Analysis: The case involved a dispute regarding the registration of the assessee-firm under section 185(1)(b) of the IT Act, 1961 for the assessment year 1977-78. The firm had undergone changes in its partnership structure, with new partners being introduced and existing partners altering their shares. The Income Tax Officer (ITO) raised concerns about the genuineness of the firm, particularly regarding one of the new partners, Smt. Ratni Devi, who was deemed a sleeping partner by the ITO. The ITO questioned the necessity of her inclusion in the firm and suspected tax planning motives behind her introduction. However, the Appellate Assistant Commissioner (AAC) ruled in favor of the assessee, emphasizing that the mere lack of capital contribution or active involvement by a partner does not render a partnership spurious.

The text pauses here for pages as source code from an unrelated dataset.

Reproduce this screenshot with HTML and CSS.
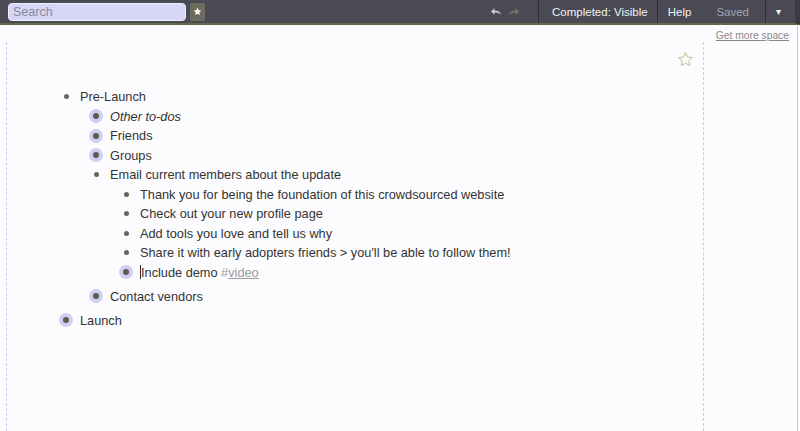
FILE: index.html
```html
<!DOCTYPE html>
<html lang="en">
	<head>
		<meta charset="UTF-8">
		<title>Outline</title>
		<link rel="stylesheet" href="styles.css">
	</head>
	<body>
	<div class="topbar">
		<div class="search">
			<input class="search-input" type="text" placeholder="Search">
			<span class="star-btn">
				<svg width="9" height="9" viewBox="0 0 10 10"><path d="M5 .6l1.3 2.9 3.1.3-2.4 2.1.7 3.1L5 7.4 2.3 9l.7-3.1L.6 3.8l3.1-.3z" fill="#fff"/></svg>
			</span>
		</div>
		<div class="history">
			<svg width="12" height="9" viewBox="0 0 12 9"><path d="M1 4.5L4.5 1.2V3.4C8 3.4 10.5 4.8 11 8 9.5 6 7.5 5.5 4.5 5.5V7.8z" fill="#c9c9d6"/></svg>
			<svg width="12" height="9" viewBox="0 0 12 9"><path d="M11 4.5L7.5 1.2V3.4C4 3.4 1.5 4.8 1 8 2.5 6 4.5 5.5 7.5 5.5V7.8z" fill="#77776a"/></svg>
		</div>
		<div class="menu sep completed">Completed: Visible</div>
		<div class="menu sep help">Help</div>
		<div class="menu saved">Saved</div>
		<div class="menu sep caret">&#9662;</div>
	</div>
	<div class="main">
		<div class="page">
			<div class="page-head">
				<svg width="17" height="17" viewBox="0 0 20 20"><path d="M10 1.8l2.4 5.3 5.7.6-4.3 3.9 1.2 5.7L10 14.4l-5 2.9 1.2-5.7-4.3-3.9 5.7-.6z" fill="none" stroke="#bcb78f" stroke-width="1.1" stroke-linejoin="round"/></svg>
			</div>
			<div class="outline">
				<div class="item">
					<div class="row"><span class="bullet"><i></i></span><span class="name">Pre-Launch</span></div>
					<div class="children">
						<div class="item">
							<div class="row"><span class="bullet closed"><i></i></span><span class="name note">Other to-dos</span></div>
						</div>
						<div class="item">
							<div class="row"><span class="bullet closed"><i></i></span><span class="name">Friends</span></div>
						</div>
						<div class="item">
							<div class="row"><span class="bullet closed"><i></i></span><span class="name">Groups</span></div>
						</div>
						<div class="item">
							<div class="row"><span class="bullet"><i></i></span><span class="name">Email current members about the update</span></div>
							<div class="children">
								<div class="item"><div class="row"><span class="bullet"><i></i></span><span class="name">Thank you for being the foundation of this crowdsourced website</span></div></div>
								<div class="item"><div class="row"><span class="bullet"><i></i></span><span class="name">Check out your new profile page</span></div></div>
								<div class="item"><div class="row"><span class="bullet"><i></i></span><span class="name">Add tools you love and tell us why</span></div></div>
								<div class="item"><div class="row"><span class="bullet"><i></i></span><span class="name">Share it with early adopters friends &gt; you'll be able to follow them!</span></div></div>
								<div class="item"><div class="row"><span class="bullet closed"><i></i></span><span class="name"><span class="cursor"></span>Include demo <span class="tag">#<u>video</u></span></span></div></div>
							</div>
						</div>
						<div class="item">
							<div class="row"><span class="bullet closed"><i></i></span><span class="name">Contact vendors</span></div>
						</div>
					</div>
				</div>
				<div class="item">
					<div class="row"><span class="bullet closed"><i></i></span><span class="name">Launch</span></div>
				</div>
			</div>
		</div>
		<div class="side">
			<a class="more-space" href="#">Get more space</a>
		</div>
	</div>
	</body>
</html>
```

FILE: styles.css
```css
body {
	margin: 0;
	font-family: "Liberation Sans", Arial, sans-serif;
	background-color: #fcfcfe;
	color: #333;
	height: 431px;
	overflow: hidden;
}

.topbar {
	display: flex;
	align-items: stretch;
	height: 23px;
	background-color: #4a4a54;
	border-bottom: 2px solid #66664a;
	border-right: 5px solid #3a3a48;
	color: #f2f2f2;
	font-size: 11.5px;
}

.search {
	display: flex;
	align-items: center;
	padding-left: 8px;
}

.search-input {
	width: 178px;
	height: 18px;
	box-sizing: border-box;
	padding: 0 4px;
	border: 1px solid #eeeefc;
	border-radius: 4px;
	background-color: #d6d6f7;
	font-family: inherit;
	font-size: 12.5px;
	color: #555;
}

.search-input::placeholder {
	color: #8a8a9a;
}

.star-btn {
	display: flex;
	align-items: center;
	justify-content: center;
	width: 15px;
	height: 18px;
	margin-left: 4px;
	border-radius: 2px;
	background-color: #6c6b5e;
}

.history {
	display: flex;
	align-items: center;
	gap: 6px;
	margin-left: auto;
	padding-right: 18px;
}

.menu {
	display: flex;
	align-items: center;
	padding: 0 10px;
}

.sep {
	border-left: 1px solid #2e2e38;
}

.completed {
	padding: 0 9px 0 13px;
}

.help {
	padding: 0 12px 0 10px;
}

.saved {
	color: #a4a4b0;
	padding: 0 16px 0 13px;
}

.caret {
	padding: 0 10px;
	font-size: 10px;
	width: 9px;
}

.main {
	display: flex;
	height: 406px;
	border-right: 1px solid #cfcfa8;
	margin-right: 2px;
}

.page {
	width: 696px;
	margin: 17px 0 0 6px;
	border-left: 1px dashed #cacaf0;
	border-right: 1px dashed #cacaf0;
}

.page-head {
	display: flex;
	justify-content: flex-end;
	padding: 9px 9px 0 0;
	height: 19px;
}

.outline {
	padding: 17px 0 0 50px;
	font-size: 12.75px;
}

.row {
	display: flex;
	align-items: center;
	height: 19.5px;
}

.children {
	margin-left: 30px;
	padding-bottom: 4.5px;
}

.bullet {
	display: flex;
	align-items: center;
	justify-content: center;
	width: 18px;
	height: 18px;
	margin-right: 5px;
}

.bullet i {
	width: 5px;
	height: 5px;
	border-radius: 50%;
	background-color: #66665c;
}

.bullet.closed i {
	width: 6px;
	height: 6px;
	background-color: #5c5c50;
	box-shadow: 0 0 0 4px #cfcff4;
}

.note {
	font-style: italic;
}

.cursor {
	display: inline-block;
	width: 0;
	height: 14px;
	border-left: 1px solid #333;
	vertical-align: -2px;
}

.tag {
	color: #9a9a9a;
}

.side {
	flex: 1;
	display: flex;
	justify-content: flex-end;
	align-items: flex-start;
	padding: 5px 8px 0 0;
}

.more-space {
	color: #8a8a8a;
	font-size: 10.3px;
	text-decoration: underline;
}
```
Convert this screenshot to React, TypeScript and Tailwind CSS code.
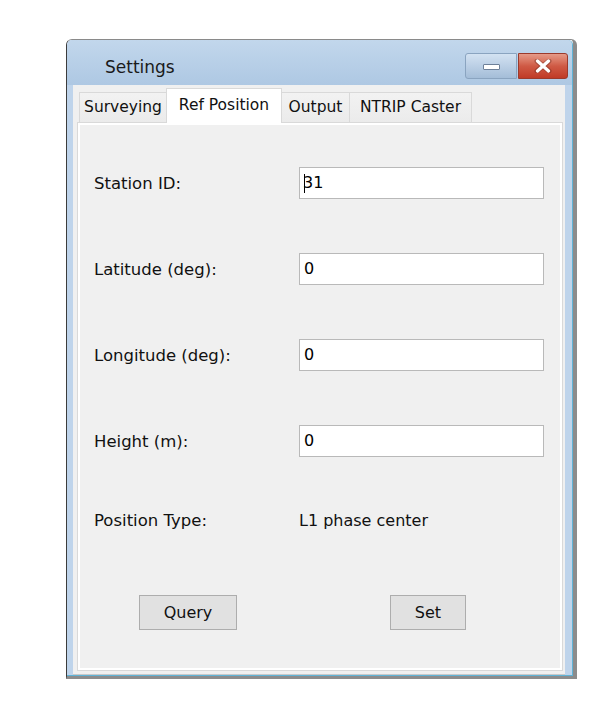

The AAC cited relevant legal provisions from the Partnership Act and previous judgments to support the genuineness of the firm.
The AAC's decision was based on the fact that Smt. Ratni Devi and the other new partner had admitted their status as partners in affidavits. The AAC highlighted that the Partnership Act does not mandate capital or skill contribution for a partnership's genuineness. Additionally, the AAC referenced a previous case where the Tribunal held that the absence of capital contribution by some partners does not invalidate a firm's genuineness. The AAC concluded that the firm met the criteria outlined in the Partnership Act, and therefore, registration was rightfully granted.
During the appeal before the Appellate Tribunal, the Departmental Representative relied on the ITO's order but failed to dispute the facts presented by the AAC. The Tribunal upheld the AAC's decision, stating that the partnership fulfilled the requirements of the Partnership Act, and the inclusion of Smt. Ratni Devi as a partner did not invalidate the firm's genuineness. The Tribunal emphasized that legal tax planning strategies are permissible, and the firm's registration was correctly allowed. Ultimately, the revenue's appeal was dismissed, affirming the registration of the firm under section 185(1)(b) of the IT Act, 1961 for the assessment year 1977-78.